||Lower Court Judgments||Hearing Date||Judgment Date||Majority Author
||South Gauteng High Court, 9 Jun. 2011
SCA, 7 Sep. 2012
|26 Feb. 2013||13 Jun. 2013||Van der Westhuizen J.||6-3|
The issue is whether Tulip Diamonds FZE (“Tulip“), an entity incorporated in Dubai, has legal standing to challenge a decision by the Minister of Justice and Constitutional Development to give assistance to the Belgian authorities following a Letter of Request for such assistance sent under the International Co-operation in Criminal Matters Act 75 of 1996 (“the Act“). The documents are required in a criminal investigation into a Belgian company, Omega Diamonds. The South African authorities were requested to search and seize certain documents from a South African company, Brinks (Southern Africa) (Pty) Ltd (“Brinks“), related to shipments of diamonds from Angola to Tulip in Dubai. The SCA held that Tulip had no standing to challenge the decision and the issuance of a subpoena by the Kempton Park Magistrate’s Court requiring Brinks to produce the relevant documents, because Tulip did not have a sufficient interest in those documents. According to the SCA, Tulip did not show that the documents in question were confidential or that Brinks had a contractual duty to preserve their confidentiality, and so Tulip had no proprietary right in the documents.
In the Constitutional Court, Tulip argued that this is too narrow a view of confidentiality and that Tulip’s right to privacy, considering that the documents reveal private details of its business, should be sufficient to grant Tulip standing to challenge the decision.
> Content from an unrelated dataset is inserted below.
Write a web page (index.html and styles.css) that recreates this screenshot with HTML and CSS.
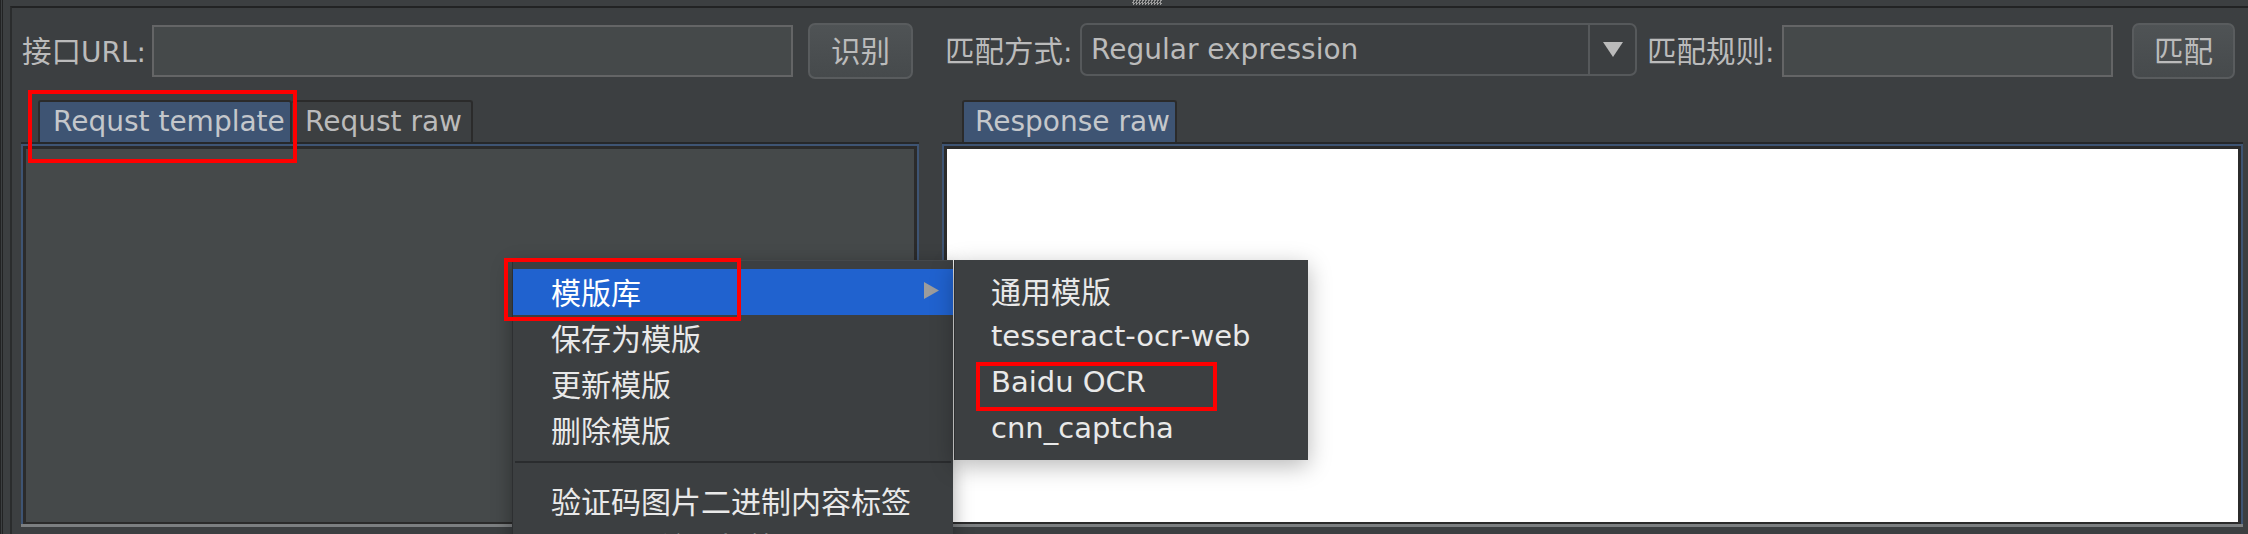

The majority of the Constitutional Court, in a judgment authored by Van der Westhuizen J, in which Moseneke DCJ, Froneman J, Khampepe J, Mhlantla AJ and Skweyiya J concurred, dismissed Tulip’s appeal, agreeing with the SCA that Tulip had not shown that it had an interest in the information requested. In addition, even if such an interest existed, Tulip had not shown any of its interests would be directly affected by the Respondents’ decisions.
Justice Jafta wrote a dissenting judgment, in which Justices Nkabinde and Zondo concurred, finding that Tulip had established standing, under the common law, on the basis of its purported right to ownership over the documents sought, and under the Constitution based on its threatened rights to privacy and confidentiality. After finding there was standing, the minority turned to the merits and found that the subpoena was invalid as the Magistrate did not have jurisdiction.